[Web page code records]
::::::

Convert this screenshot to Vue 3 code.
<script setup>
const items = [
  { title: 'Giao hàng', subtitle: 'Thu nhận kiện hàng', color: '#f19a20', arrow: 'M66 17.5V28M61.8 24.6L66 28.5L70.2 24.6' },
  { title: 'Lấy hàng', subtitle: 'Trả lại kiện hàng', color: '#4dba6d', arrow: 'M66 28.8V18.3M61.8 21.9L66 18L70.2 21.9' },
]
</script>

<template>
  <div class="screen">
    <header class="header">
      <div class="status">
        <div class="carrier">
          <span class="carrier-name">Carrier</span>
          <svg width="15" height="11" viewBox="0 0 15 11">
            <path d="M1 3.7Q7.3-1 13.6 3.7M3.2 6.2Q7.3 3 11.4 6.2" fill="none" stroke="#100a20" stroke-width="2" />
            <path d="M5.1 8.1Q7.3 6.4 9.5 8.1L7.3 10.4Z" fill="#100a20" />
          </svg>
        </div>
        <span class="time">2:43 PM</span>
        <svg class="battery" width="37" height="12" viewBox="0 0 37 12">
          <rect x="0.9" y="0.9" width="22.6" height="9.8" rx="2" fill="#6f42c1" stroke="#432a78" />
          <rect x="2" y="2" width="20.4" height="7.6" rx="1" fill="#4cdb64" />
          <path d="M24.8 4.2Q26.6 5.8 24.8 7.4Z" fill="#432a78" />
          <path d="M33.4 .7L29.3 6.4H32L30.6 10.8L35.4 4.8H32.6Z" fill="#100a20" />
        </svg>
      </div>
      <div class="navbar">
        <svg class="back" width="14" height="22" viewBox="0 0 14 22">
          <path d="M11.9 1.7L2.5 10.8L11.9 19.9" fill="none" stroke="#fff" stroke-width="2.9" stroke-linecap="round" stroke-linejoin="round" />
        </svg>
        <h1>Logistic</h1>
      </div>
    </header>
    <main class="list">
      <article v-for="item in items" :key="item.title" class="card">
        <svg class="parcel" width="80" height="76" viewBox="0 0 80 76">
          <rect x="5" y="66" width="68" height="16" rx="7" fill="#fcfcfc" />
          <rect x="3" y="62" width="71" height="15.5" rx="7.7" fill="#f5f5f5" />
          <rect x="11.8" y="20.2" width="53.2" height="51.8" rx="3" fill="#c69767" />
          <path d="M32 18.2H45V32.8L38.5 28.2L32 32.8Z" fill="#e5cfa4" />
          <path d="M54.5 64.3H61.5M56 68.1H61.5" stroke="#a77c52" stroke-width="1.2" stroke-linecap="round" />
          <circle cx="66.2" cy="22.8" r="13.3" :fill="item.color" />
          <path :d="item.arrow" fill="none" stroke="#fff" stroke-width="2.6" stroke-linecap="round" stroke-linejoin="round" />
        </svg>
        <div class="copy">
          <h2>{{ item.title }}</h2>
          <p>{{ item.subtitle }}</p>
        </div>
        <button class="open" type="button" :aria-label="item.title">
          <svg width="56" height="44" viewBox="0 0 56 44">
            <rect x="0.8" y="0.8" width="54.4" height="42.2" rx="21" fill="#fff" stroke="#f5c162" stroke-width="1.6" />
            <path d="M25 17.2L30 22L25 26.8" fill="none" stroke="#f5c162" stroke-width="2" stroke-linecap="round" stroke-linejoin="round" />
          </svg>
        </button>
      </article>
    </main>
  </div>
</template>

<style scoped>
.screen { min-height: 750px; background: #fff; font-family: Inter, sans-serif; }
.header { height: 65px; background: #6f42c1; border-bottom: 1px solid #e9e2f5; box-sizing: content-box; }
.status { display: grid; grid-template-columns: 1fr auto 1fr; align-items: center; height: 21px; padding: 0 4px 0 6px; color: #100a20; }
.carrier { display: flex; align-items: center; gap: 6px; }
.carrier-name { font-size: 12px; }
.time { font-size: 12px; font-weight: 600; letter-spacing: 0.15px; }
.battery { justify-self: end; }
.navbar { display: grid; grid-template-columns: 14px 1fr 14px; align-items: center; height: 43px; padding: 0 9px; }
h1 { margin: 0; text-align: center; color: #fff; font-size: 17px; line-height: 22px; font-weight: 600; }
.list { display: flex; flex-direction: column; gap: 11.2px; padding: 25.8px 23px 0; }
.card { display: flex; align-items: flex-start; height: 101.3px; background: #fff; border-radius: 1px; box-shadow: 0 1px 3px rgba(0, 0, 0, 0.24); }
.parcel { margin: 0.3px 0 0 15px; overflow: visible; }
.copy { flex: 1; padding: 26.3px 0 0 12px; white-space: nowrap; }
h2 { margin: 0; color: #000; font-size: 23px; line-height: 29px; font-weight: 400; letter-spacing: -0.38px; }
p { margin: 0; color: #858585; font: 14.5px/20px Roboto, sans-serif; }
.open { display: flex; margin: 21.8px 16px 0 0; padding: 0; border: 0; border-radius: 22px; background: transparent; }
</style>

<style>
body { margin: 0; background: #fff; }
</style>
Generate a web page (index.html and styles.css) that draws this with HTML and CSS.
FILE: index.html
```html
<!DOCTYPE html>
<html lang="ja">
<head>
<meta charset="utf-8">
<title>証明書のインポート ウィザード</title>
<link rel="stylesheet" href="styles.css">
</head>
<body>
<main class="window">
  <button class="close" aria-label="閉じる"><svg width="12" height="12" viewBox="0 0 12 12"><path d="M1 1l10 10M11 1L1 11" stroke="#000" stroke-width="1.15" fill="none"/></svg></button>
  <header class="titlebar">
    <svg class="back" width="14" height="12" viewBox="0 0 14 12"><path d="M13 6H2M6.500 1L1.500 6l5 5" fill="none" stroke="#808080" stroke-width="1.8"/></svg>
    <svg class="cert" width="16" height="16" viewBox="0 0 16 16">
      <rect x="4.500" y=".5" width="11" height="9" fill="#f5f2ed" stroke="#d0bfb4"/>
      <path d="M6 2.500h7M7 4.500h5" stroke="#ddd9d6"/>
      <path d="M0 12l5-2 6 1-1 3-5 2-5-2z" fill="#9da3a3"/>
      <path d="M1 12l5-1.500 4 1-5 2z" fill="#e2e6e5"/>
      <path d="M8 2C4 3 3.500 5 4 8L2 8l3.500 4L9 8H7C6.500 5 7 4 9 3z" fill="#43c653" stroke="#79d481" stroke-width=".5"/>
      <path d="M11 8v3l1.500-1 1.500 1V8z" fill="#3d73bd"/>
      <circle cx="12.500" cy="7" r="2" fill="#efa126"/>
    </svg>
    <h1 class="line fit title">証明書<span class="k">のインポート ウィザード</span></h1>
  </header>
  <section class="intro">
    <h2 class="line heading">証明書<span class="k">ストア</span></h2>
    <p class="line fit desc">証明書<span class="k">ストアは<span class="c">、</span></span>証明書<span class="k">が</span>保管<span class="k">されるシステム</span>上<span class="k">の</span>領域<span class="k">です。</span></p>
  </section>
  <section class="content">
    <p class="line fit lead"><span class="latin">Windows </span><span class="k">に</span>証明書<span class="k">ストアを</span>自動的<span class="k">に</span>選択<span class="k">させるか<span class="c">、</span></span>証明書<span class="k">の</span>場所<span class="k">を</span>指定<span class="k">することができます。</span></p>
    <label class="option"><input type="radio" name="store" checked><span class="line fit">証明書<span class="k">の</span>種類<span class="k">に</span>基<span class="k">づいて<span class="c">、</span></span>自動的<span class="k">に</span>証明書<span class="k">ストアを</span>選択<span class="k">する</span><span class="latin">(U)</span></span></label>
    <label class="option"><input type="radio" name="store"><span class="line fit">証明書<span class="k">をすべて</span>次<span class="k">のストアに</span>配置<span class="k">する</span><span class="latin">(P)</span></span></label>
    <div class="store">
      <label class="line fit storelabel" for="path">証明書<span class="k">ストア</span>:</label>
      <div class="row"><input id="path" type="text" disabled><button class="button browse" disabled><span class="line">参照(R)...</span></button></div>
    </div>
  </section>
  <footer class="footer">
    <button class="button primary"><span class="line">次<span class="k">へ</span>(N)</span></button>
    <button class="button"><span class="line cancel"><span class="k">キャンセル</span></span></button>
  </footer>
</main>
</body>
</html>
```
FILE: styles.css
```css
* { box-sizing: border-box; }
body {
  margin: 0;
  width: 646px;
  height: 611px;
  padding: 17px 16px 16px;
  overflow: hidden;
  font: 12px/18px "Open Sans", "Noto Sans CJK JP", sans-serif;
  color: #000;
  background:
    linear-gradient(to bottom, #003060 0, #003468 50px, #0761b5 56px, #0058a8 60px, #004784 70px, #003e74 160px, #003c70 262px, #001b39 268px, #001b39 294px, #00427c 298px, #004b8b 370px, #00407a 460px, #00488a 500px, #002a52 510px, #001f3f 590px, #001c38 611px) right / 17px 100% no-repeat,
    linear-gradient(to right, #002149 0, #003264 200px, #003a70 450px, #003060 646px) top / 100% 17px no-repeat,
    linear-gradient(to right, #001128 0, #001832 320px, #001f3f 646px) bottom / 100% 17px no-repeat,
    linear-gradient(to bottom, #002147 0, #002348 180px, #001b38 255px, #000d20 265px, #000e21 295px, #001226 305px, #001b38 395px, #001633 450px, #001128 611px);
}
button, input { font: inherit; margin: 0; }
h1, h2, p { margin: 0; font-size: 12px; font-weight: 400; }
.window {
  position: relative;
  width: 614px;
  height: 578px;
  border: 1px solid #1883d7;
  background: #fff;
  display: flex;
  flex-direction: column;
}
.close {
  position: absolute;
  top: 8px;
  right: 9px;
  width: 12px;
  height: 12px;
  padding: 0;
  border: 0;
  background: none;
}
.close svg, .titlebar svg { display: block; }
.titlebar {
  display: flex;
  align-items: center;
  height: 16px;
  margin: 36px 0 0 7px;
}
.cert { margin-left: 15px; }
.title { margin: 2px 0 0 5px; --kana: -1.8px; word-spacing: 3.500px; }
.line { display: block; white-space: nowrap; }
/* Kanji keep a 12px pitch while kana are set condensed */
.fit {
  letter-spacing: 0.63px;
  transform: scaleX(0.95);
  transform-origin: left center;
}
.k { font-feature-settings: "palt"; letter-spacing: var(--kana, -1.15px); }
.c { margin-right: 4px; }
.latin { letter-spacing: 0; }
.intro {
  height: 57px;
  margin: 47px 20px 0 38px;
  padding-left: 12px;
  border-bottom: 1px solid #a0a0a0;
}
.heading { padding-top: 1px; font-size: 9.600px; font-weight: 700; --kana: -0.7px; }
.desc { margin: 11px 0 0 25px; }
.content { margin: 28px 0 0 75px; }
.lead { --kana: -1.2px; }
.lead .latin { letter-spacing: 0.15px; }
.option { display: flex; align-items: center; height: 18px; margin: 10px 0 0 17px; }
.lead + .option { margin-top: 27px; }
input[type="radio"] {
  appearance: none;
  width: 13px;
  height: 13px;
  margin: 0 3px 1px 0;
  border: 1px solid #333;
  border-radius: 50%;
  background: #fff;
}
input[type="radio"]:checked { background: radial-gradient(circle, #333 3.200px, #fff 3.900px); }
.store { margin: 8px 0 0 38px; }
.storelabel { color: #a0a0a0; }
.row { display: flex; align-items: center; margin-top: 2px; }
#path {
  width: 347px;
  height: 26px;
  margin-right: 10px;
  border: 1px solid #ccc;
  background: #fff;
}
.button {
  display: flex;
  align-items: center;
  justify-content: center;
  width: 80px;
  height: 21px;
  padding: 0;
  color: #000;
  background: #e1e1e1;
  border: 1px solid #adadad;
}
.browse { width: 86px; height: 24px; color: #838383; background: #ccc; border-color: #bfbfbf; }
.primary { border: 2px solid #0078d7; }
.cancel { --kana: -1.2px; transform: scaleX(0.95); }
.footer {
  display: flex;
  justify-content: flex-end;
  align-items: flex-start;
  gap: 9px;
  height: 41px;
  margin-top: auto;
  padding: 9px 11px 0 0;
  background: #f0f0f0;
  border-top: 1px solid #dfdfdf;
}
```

::::::

» What to produce:
Look through the entries above and count each line holding "this"; report the count alone.

» Final result:
2